= Elizabeth E. Farrell =

Elizabeth E. Farrell (1870- October 15, 1932) was an American educator, first person to teach a class of special education students in an American public school, and first president of the Council for Exceptional Children.

==Early life and education==
Elizabeth Farrell was born in Utica, New York. She attended Utica Catholic Academy and the Oswego Normal and Training School. When she finished basic teacher training in 1895, she pursued further study at New York University and Teachers College, Columbia University, eventually earning a bachelor's degree.

==Career==
Farrell taught one year at a small school in Oneida Castle, New York before accepting a position at Henry Street Settlement in New York City. She taught at Public School No. 1 while living at the settlement house, and working with Lillian Wald, the director of Henry Street. Her students, all boys, were a range of ages, and thus the class was called "ungraded". Soon other "ungraded" classes were established in New York schools, after her model; in 1906 Farrell became director of special education, with the title "Inspector of Ungraded Classes."

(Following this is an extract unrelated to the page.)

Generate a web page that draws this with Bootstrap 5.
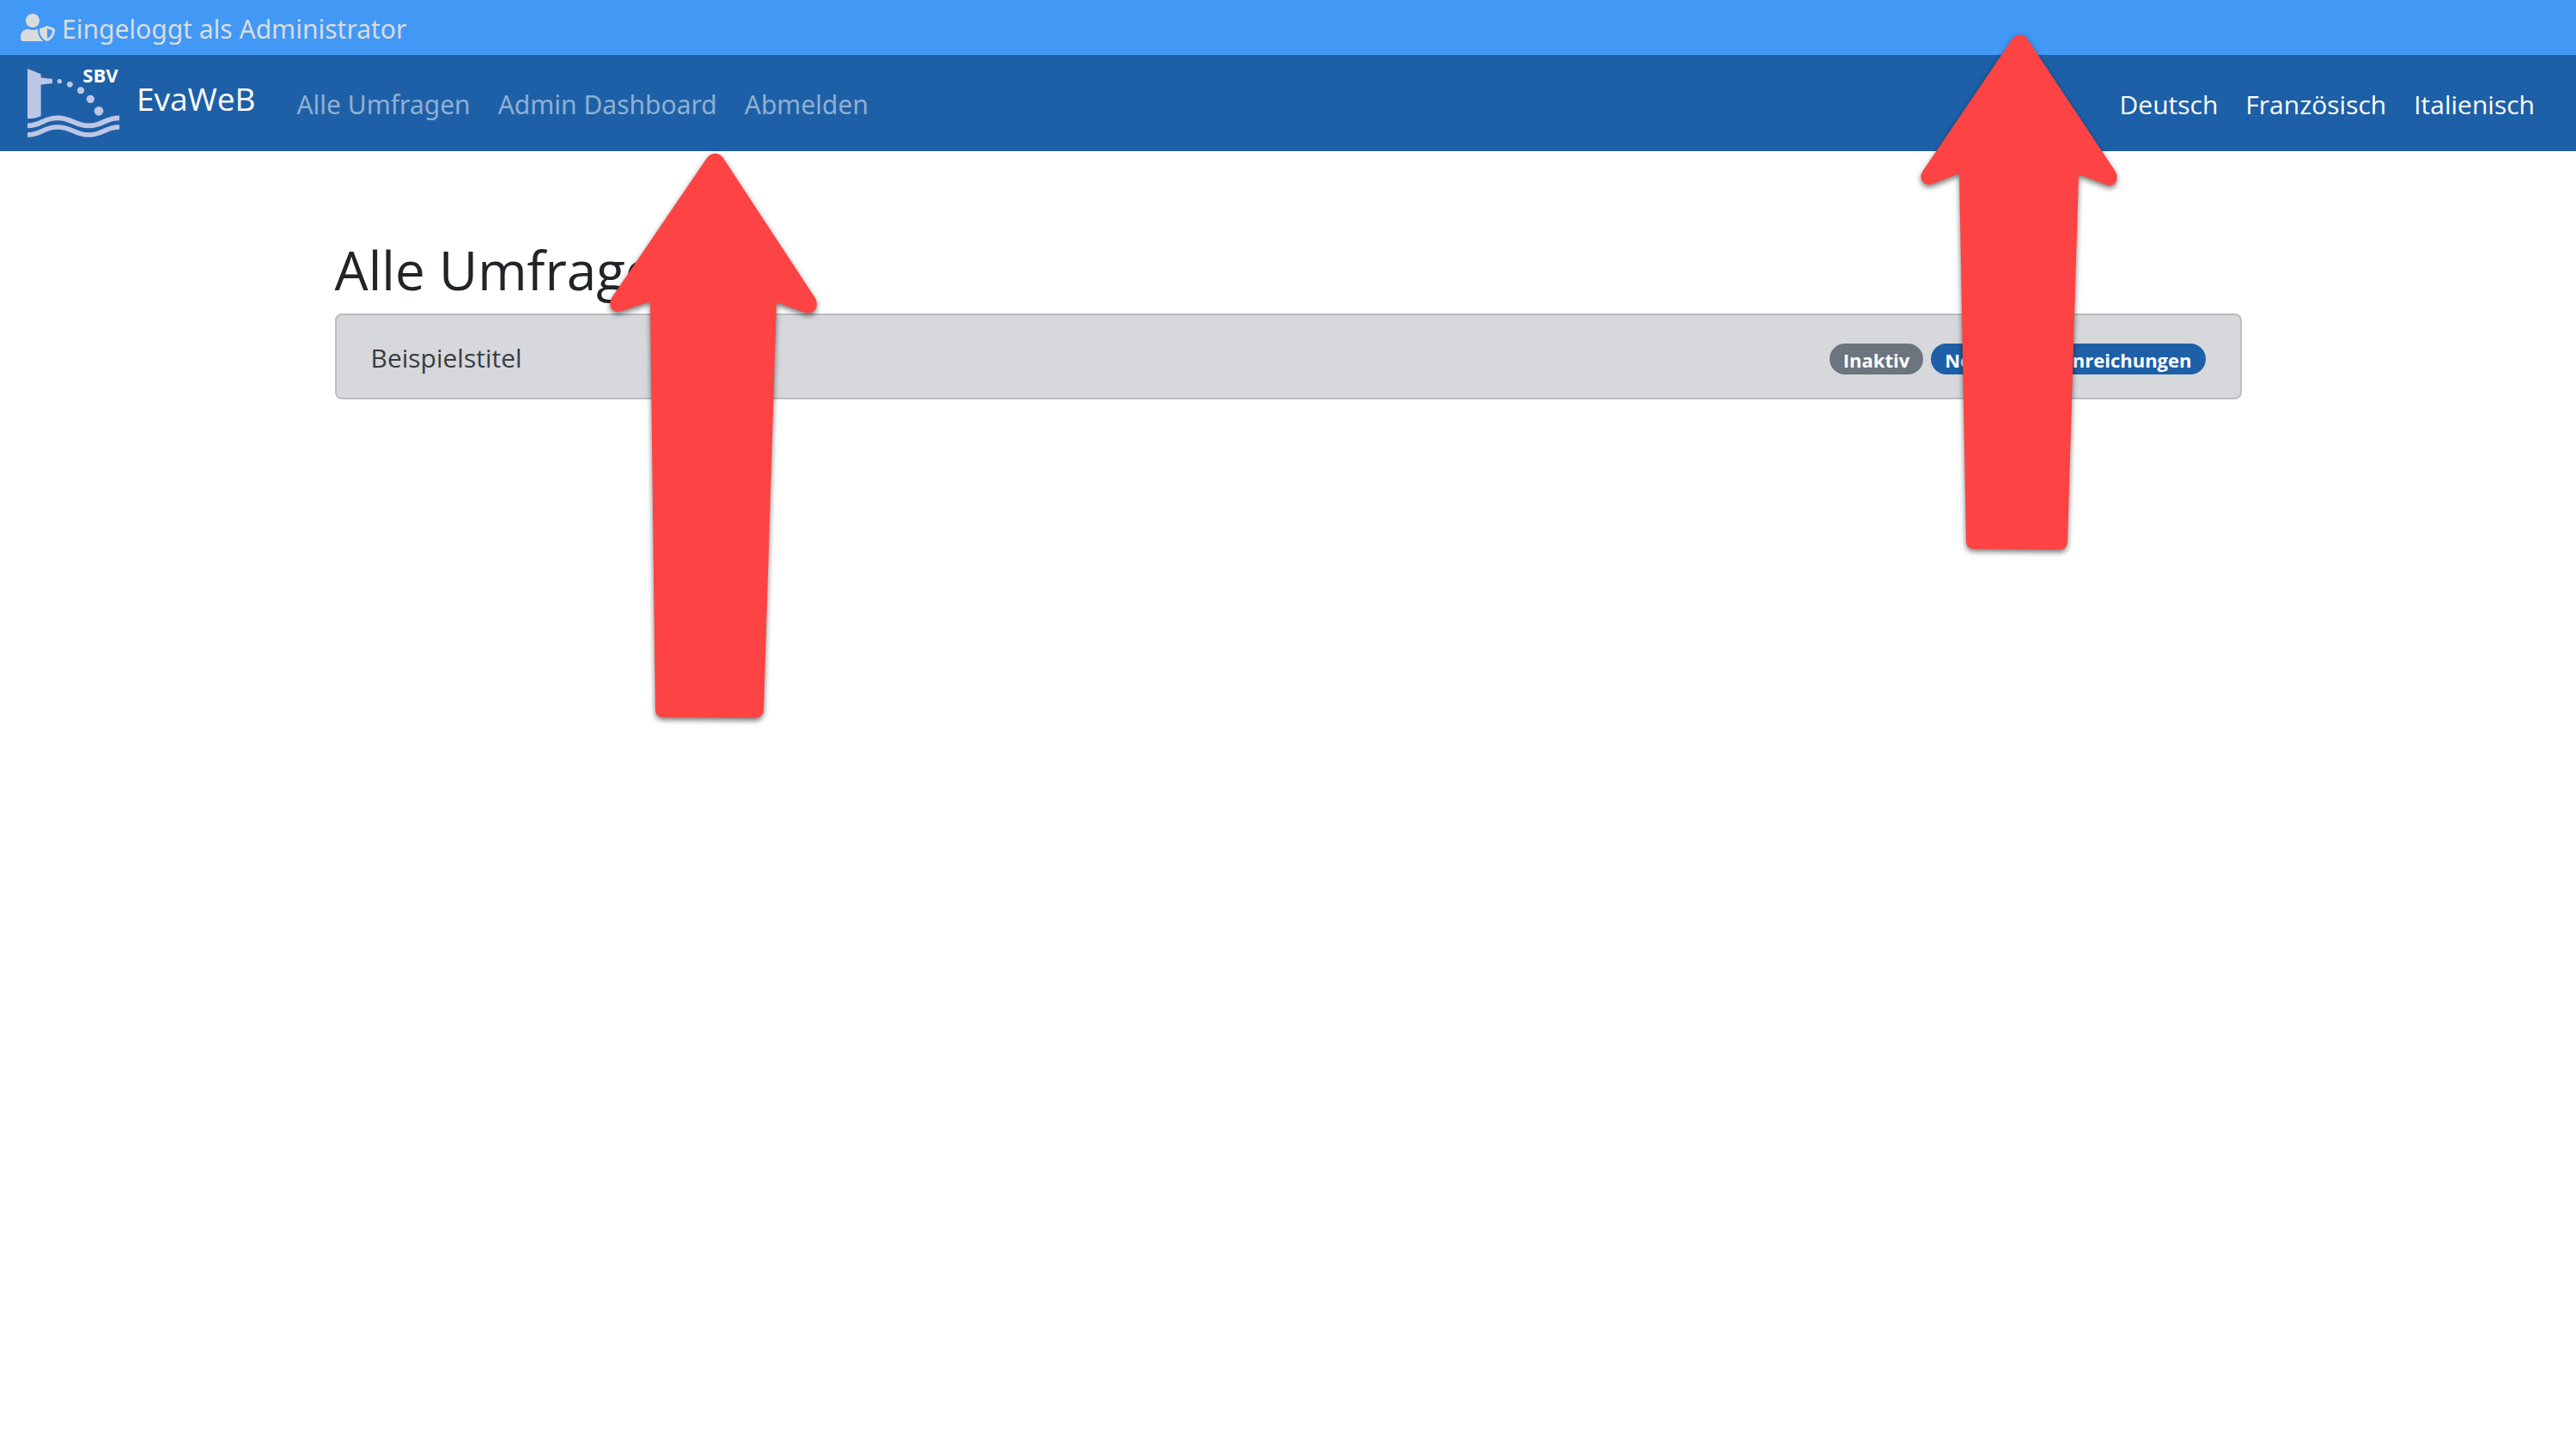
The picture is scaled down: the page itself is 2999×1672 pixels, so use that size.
<!DOCTYPE html>
<html lang="de">
<head>
<meta charset="utf-8">
<meta name="viewport" content="width=device-width, initial-scale=1">
<title>EvaWeB – Alle Umfragen</title>
<link href="https://cdn.jsdelivr.net/npm/bootstrap@5.3.0/dist/css/bootstrap.min.css" rel="stylesheet">
<style>
:root { font-size: 32px; }
body { font-family: "Open Sans", "Noto Sans", sans-serif; font-size: 30px; line-height: 48px; color: #212529; background: #fff; }
.status-bar, .page-nav { font-family: "Noto Sans", "Open Sans", sans-serif; }
.status-bar { background: #4298f5; color: #d9dcde; padding: 10px 24px 6px; gap: 8px; }
.status-bar svg { width: 40px; height: 32px; margin-bottom: 4px; }
.main-nav { background: #1e60a7; padding: 16px 32px; }
.main-nav .navbar-brand { font-size: 37px; line-height: 70px; color: #fff; padding: 0; margin-right: 32px; gap: 20px; }
.main-nav .navbar-brand svg { width: 107px; height: 80px; overflow: visible; }
.main-nav .nav-link { padding: 18px 16px 14px; line-height: 48px; color: rgba(255,255,255,.5); }
.main-nav .nav-link:hover { color: rgba(255,255,255,.75); }
.main-nav .lang-nav .nav-link { color: #fff; }
.page-body { max-width: 2280px; padding: 100px 30px; }
.page-body h1 { font-size: 62px; line-height: 77px; font-weight: 400; margin-bottom: 12px; }
.survey-list { border-radius: 8px; }
.survey-list .list-group-item { background: #d6d8db; color: #383d41; border: 2px solid #bbbdc0; padding: 26px 40px 22px; }
.status-badges { gap: 9px; padding-top: 2px; }
.survey-list .badge { font-size: 22px; line-height: 24px; padding: 7px 16px 5px; }
.badge-blue { background: #1e60a7; }
.pointer-arrow { position: absolute; fill: #fd4343; overflow: visible; pointer-events: none; filter: drop-shadow(0 3px 3px rgba(0,0,0,.55)); }
.pointer-nav { left: 700px; top: 170px; width: 260px; height: 680px; }
.pointer-bar { left: 2226px; top: 30px; width: 250px; height: 620px; }
</style>
<script src="https://cdn.jsdelivr.net/npm/bootstrap@5.3.0/dist/js/bootstrap.bundle.min.js"></script>
</head>
<body class="position-relative min-vh-100">
<div class="status-bar d-flex align-items-center">
  <svg viewBox="0 0 640 512" fill="currentColor" aria-hidden="true"><path d="M622.3 271.1l-115.2-45c-4.1-1.6-12.6-3.7-22.2 0l-115.2 45c-10.7 4.2-17.7 14-17.7 24.9 0 111.6 68.7 188.8 132.9 213.9 9.6 3.7 18 1.6 22.2 0C558.4 489.9 640 420.5 640 296c0-10.9-7-20.7-17.7-24.9zM496 462.4V273.3l95.5 37.3c-5.6 87.1-60.9 135.4-95.5 151.8zM224 256c70.7 0 128-57.3 128-128S294.7 0 224 0 96 57.3 96 128s57.3 128 128 128zm96 40c0-2.5.8-4.8 1.1-7.2-2.5-.1-4.9-.8-7.5-.8h-16.7c-22.2 10.2-46.9 16-72.9 16s-50.6-5.8-72.9-16h-16.7C60.2 288 0 348.2 0 422.4V464c0 26.5 21.5 48 48 48h352c6.8 0 13.3-1.5 19.2-4-54-42.9-99.2-116.7-99.2-212z"/></svg>
  <span>Eingeloggt als Administrator</span>
</div>
<nav class="navbar navbar-expand main-nav" aria-label="Hauptnavigation">
  <a class="navbar-brand d-flex align-items-start" href="#">
    <svg viewBox="0 0 321 240" aria-hidden="true">
      <g fill="#bec6e6">
        <path d="M0 0L47 19V165Q28 175 0 175Z"/>
        <path d="M45 31L87 36V51L45 56Z"/>
        <circle cx="112" cy="44" r="8"/><circle cx="148" cy="55" r="10"/><circle cx="186" cy="76" r="12"/><circle cx="220" cy="106" r="14"/><circle cx="249" cy="148" r="16"/>
      </g>
      <g fill="none" stroke="#bec6e6" stroke-width="17">
        <path d="M0 199C52 199 52 172 105 172S162 199 214 199S268 172 321 172"/>
        <path d="M0 231C52 231 52 204 105 204S162 231 214 231S268 204 321 204"/>
      </g>
      <text x="193" y="47" fill="#fff" font-size="66" font-weight="700">SBV</text>
    </svg>
    <span>EvaWeB</span>
  </a>
  <ul class="navbar-nav page-nav me-auto">
    <li class="nav-item"><a class="nav-link" href="#">Alle Umfragen</a></li>
    <li class="nav-item"><a class="nav-link" href="#">Admin Dashboard</a></li>
    <li class="nav-item"><a class="nav-link" href="#">Abmelden</a></li>
  </ul>
  <ul class="navbar-nav lang-nav">
    <li class="nav-item"><a class="nav-link" href="#">Deutsch</a></li>
    <li class="nav-item"><a class="nav-link" href="#">Französisch</a></li>
    <li class="nav-item"><a class="nav-link" href="#">Italienisch</a></li>
  </ul>
</nav>
<main class="container page-body">
  <h1>Alle Umfragen</h1>
  <div class="list-group survey-list">
    <a class="list-group-item list-group-item-action d-flex justify-content-between align-items-center" href="#">
      <span>Beispielstitel</span>
      <span class="d-flex status-badges">
        <span class="badge rounded-pill text-bg-secondary">Inaktiv</span>
        <span class="badge rounded-pill badge-blue">Noch keine Einreichungen</span>
      </span>
    </a>
  </div>
</main>
<svg class="pointer-arrow pointer-nav" viewBox="0 0 260 680" aria-hidden="true"><path d="M123 14C128 7 137 7 142 14L249 177C254 186 249 197 237 194L204 182L189 657Q188 665 180 666L72 665Q64 665 63 657L57 181L24 192C14 196 7 187 12 177Z"/></svg>
<svg class="pointer-arrow pointer-bar" viewBox="0 0 250 620" aria-hidden="true"><path d="M117 15C122 9 130 9 134 15L237 170C241 178 237 189 226 185L194 173L181 601Q180 610 172 610L72 609Q64 609 63 601L55 172L24 184C14 188 7 178 12 170Z"/></svg>
</body>
</html>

As Inspector, Farrell began a diagnostic clinic to test schoolchildren for underlying causes of poor academic achievement. She also began a journal, titled Ungraded, to share findings with other special education professionals. She was a frequent lecturer, and taught pioneering special education courses at Teachers College Columbia University and at the University of Pennsylvania. Her authority over classrooms throughout New York's public schools raised concerns about loss of local control, and in 1917 teachers unanimously approved a resolution to limit her influence.

In 1922, she became one of the founders and the first president of the International Council for Exceptional Children.

==Personal life and legacy==
Farrell died in Cleveland, Ohio, in the autumn of 1932, age 62. Earlier in 1932, she was honored at a luncheon marking the twenty-fifth anniversary of the Ungraded Class Teachers' Association, an organization she founded. Speakers at her memorial service included her Columbia University colleagues Leta Stetter Hollingworth and Edward L. Thorndike.

Public School No. 116 in Brooklyn, New York is named for Elizabeth Farrell.